A continuidade do PPCAAM, bem como as medidas práticas para reaver o dinheiro desviado estão na pauta de uma reunião extraordinária do Conselho Estadual dos Direitos da Criança e do Adolescente (CDECA), marcada para esta quarta-feira (28). A expectativa é de que uma comissão técnica se manifeste sobre os detalhes da ocorrência.

O encontro acontece já sob uma nova configuração da Sejuf. Após o episódio, a pasta passou por uma dança das cadeiras, com designação de novos servidores para responder pelo Sistema Integrado de Transferências de Prestação de Contas; pela Central de Convênios, e pela Gestão de Fundos da secretaria. O PPCAAM e do Provita ganharam um novo gestor de convênios.

Leia a nota da Sejuf íntegra

O governo estadual complementa o valor repassado pelo governo federal e fazia o repasse para a conta da pessoa jurídica / OSC.

Existe um comitê gestor. Com membros da sociedade e de outros poderes. O acompanhamento de toda e qualquer ação da OSC se dava através de prestação de contas, feita trimestralmente.

Assim que a secretaria tomou ciência do possível crime, no dia 06 de abril de 2021, foram adotadas todas as medidas cabíveis, tanto nas esferas administrativas, civis, criminais e de controle, com envio de ofícios a aos órgãos afins: MPPR, GAECO, TCE, TCU, MMFDH, AGU, MPF, PGE.

Para a continuidade da proteção às vítimas, o programa segue com suas atividades e a SEJUF, desde que identificou o problema, assumiu a condução da gestão do programa, mantendo a equipe técnica e buscando alternativas de recursos.

Adicionalmente, a secretaria requisitou à PGE a adoção de medidas judiciais e criminais que assegurem a responsabilização e o ressarcimento do erário público.

Reitera-se que a continuidade do programa é prioridade, sendo que restaram no caixa aproximadamente 250 mil reais.

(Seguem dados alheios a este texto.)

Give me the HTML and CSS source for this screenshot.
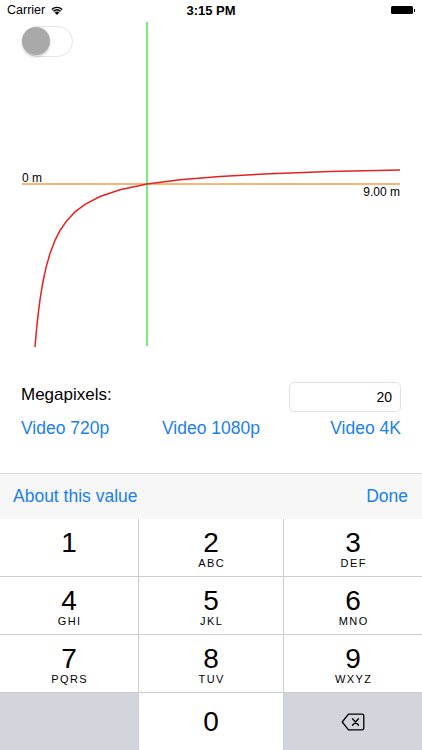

Houve prorrogação do convênio até Agosto/2021 do governo federal com o governo do Paraná conforme publicado no Dioe da União no dia 31 de dezembro de 2020 nº 250 na seção 3.

A Secretaria está em processo de tramitação documental para viabilizar a formalização de um novo convênio, sendo que o chamamento público só poderá ser iniciado a partir da efetivação do processo documental.